- _Directions_
Skip the pictures, please, and write out exactly the lines from the opening of the data through the line containing "import React from 'react';".

*** Given material

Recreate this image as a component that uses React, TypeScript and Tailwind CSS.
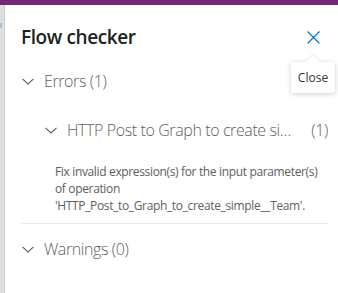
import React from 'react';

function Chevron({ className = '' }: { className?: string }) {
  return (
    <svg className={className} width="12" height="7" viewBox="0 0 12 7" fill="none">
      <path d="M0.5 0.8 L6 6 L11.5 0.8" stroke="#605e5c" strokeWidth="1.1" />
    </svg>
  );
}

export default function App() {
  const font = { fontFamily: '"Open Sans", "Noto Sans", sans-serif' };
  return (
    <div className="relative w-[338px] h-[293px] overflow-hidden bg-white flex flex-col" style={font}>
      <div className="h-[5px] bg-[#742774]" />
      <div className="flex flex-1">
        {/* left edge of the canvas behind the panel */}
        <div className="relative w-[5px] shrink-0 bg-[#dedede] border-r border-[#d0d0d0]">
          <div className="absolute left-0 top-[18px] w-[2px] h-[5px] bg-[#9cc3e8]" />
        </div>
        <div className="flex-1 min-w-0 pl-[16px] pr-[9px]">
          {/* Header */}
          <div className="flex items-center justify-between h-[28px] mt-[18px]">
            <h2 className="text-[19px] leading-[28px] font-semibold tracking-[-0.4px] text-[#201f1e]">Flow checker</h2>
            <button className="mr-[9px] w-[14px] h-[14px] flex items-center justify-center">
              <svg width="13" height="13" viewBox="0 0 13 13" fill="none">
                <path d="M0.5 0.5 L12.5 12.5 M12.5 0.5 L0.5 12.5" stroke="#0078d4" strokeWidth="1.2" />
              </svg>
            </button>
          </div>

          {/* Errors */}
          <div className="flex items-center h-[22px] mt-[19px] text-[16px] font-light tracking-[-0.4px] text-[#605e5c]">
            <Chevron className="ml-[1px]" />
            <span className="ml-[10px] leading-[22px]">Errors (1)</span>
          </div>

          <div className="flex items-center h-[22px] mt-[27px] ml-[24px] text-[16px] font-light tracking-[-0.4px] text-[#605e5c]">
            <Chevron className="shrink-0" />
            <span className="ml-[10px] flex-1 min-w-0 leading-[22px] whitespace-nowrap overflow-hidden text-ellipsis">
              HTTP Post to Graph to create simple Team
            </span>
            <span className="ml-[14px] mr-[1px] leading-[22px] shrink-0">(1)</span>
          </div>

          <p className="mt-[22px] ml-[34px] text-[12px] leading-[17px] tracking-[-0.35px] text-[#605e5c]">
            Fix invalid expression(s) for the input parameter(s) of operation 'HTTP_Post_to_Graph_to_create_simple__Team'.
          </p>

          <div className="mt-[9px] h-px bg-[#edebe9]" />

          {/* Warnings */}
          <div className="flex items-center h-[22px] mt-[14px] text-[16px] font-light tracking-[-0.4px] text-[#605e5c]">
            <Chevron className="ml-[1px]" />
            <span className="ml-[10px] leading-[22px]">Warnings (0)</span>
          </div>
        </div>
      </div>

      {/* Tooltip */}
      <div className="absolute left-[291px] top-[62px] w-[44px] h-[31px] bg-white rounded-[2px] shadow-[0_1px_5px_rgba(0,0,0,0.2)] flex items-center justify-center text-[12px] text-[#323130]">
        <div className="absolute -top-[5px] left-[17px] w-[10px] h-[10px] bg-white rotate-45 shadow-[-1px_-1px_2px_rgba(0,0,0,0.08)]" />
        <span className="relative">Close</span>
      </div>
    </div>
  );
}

******

- _Result of the exercise_
Recreate this image as a component that uses React, TypeScript and Tailwind CSS.
import React from 'react';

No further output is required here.